* Supplied data
>>>>

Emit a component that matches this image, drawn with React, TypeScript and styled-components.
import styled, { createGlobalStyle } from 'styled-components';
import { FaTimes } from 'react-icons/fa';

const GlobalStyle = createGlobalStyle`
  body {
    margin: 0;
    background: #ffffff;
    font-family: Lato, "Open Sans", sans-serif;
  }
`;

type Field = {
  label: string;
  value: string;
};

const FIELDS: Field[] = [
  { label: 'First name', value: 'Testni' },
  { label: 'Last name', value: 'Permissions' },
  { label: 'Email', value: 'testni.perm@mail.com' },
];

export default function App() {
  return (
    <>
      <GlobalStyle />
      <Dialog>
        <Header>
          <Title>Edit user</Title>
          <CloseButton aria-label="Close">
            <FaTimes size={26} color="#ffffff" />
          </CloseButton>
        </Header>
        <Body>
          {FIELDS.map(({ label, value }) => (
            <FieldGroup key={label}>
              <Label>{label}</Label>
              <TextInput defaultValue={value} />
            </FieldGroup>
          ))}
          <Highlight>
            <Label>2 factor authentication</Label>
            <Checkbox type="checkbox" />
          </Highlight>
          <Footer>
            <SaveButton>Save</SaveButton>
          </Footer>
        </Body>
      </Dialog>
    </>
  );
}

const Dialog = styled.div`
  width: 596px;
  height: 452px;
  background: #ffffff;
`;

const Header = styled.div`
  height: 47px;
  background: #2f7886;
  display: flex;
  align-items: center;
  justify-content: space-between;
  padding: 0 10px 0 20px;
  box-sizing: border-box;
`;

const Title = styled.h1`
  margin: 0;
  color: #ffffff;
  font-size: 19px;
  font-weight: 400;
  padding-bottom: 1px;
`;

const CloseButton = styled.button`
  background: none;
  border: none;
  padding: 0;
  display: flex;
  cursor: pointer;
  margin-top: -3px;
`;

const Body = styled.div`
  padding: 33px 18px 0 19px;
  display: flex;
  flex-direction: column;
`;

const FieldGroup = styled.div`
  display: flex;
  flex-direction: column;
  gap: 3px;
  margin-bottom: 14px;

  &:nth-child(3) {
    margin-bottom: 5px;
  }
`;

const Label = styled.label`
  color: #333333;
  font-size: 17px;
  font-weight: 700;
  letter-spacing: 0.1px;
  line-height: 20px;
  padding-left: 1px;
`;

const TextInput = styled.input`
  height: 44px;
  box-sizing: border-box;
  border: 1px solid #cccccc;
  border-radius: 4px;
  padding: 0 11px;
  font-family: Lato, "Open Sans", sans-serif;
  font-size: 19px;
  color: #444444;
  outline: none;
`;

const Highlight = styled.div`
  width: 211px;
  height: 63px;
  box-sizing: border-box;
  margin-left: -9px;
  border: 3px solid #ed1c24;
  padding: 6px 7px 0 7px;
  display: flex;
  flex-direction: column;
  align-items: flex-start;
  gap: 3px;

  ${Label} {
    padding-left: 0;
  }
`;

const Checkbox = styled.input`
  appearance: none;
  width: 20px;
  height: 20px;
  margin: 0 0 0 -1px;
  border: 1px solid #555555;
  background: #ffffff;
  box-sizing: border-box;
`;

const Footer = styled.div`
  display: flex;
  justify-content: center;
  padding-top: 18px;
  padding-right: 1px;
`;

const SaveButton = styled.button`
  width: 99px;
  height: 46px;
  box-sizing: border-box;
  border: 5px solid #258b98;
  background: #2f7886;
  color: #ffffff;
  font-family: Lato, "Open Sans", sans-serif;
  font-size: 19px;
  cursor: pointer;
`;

<<<<

Please reproduce each line exactly as written.

* Written solution
Emit a component that matches this image, drawn with React, TypeScript and styled-components.
import styled, { createGlobalStyle } from 'styled-components';
import { FaTimes } from 'react-icons/fa';

const GlobalStyle = createGlobalStyle`
  body {
    margin: 0;
    background: #ffffff;
    font-family: Lato, "Open Sans", sans-serif;
  }
`;

type Field = {
  label: string;
  value: string;
};

const FIELDS: Field[] = [
  { label: 'First name', value: 'Testni' },
  { label: 'Last name', value: 'Permissions' },
  { label: 'Email', value: 'testni.perm@mail.com' },
];

export default function App() {
  return (
    <>
      <GlobalStyle />
      <Dialog>
        <Header>
          <Title>Edit user</Title>
          <CloseButton aria-label="Close">
            <FaTimes size={26} color="#ffffff" />
          </CloseButton>
        </Header>
        <Body>
          {FIELDS.map(({ label, value }) => (
            <FieldGroup key={label}>
              <Label>{label}</Label>
              <TextInput defaultValue={value} />
            </FieldGroup>
          ))}
          <Highlight>
            <Label>2 factor authentication</Label>
            <Checkbox type="checkbox" />
          </Highlight>
          <Footer>
            <SaveButton>Save</SaveButton>
          </Footer>
        </Body>
      </Dialog>
    </>
  );
}

const Dialog = styled.div`
  width: 596px;
  height: 452px;
  background: #ffffff;
`;

const Header = styled.div`
  height: 47px;
  background: #2f7886;
  display: flex;
  align-items: center;
  justify-content: space-between;
  padding: 0 10px 0 20px;
  box-sizing: border-box;
`;

const Title = styled.h1`
  margin: 0;
  color: #ffffff;
  font-size: 19px;
  font-weight: 400;
  padding-bottom: 1px;
`;

const CloseButton = styled.button`
  background: none;
  border: none;
  padding: 0;
  display: flex;
  cursor: pointer;
  margin-top: -3px;
`;

const Body = styled.div`
  padding: 33px 18px 0 19px;
  display: flex;
  flex-direction: column;
`;

const FieldGroup = styled.div`
  display: flex;
  flex-direction: column;
  gap: 3px;
  margin-bottom: 14px;

  &:nth-child(3) {
    margin-bottom: 5px;
  }
`;

const Label = styled.label`
  color: #333333;
  font-size: 17px;
  font-weight: 700;
  letter-spacing: 0.1px;
  line-height: 20px;
  padding-left: 1px;
`;

const TextInput = styled.input`
  height: 44px;
  box-sizing: border-box;
  border: 1px solid #cccccc;
  border-radius: 4px;
  padding: 0 11px;
  font-family: Lato, "Open Sans", sans-serif;
  font-size: 19px;
  color: #444444;
  outline: none;
`;

const Highlight = styled.div`
  width: 211px;
  height: 63px;
  box-sizing: border-box;
  margin-left: -9px;
  border: 3px solid #ed1c24;
  padding: 6px 7px 0 7px;
  display: flex;
  flex-direction: column;
  align-items: flex-start;
  gap: 3px;

  ${Label} {
    padding-left: 0;
  }
`;

const Checkbox = styled.input`
  appearance: none;
  width: 20px;
  height: 20px;
  margin: 0 0 0 -1px;
  border: 1px solid #555555;
  background: #ffffff;
  box-sizing: border-box;
`;

const Footer = styled.div`
  display: flex;
  justify-content: center;
  padding-top: 18px;
  padding-right: 1px;
`;

const SaveButton = styled.button`
  width: 99px;
  height: 46px;
  box-sizing: border-box;
  border: 5px solid #258b98;
  background: #2f7886;
  color: #ffffff;
  font-family: Lato, "Open Sans", sans-serif;
  font-size: 19px;
  cursor: pointer;
`;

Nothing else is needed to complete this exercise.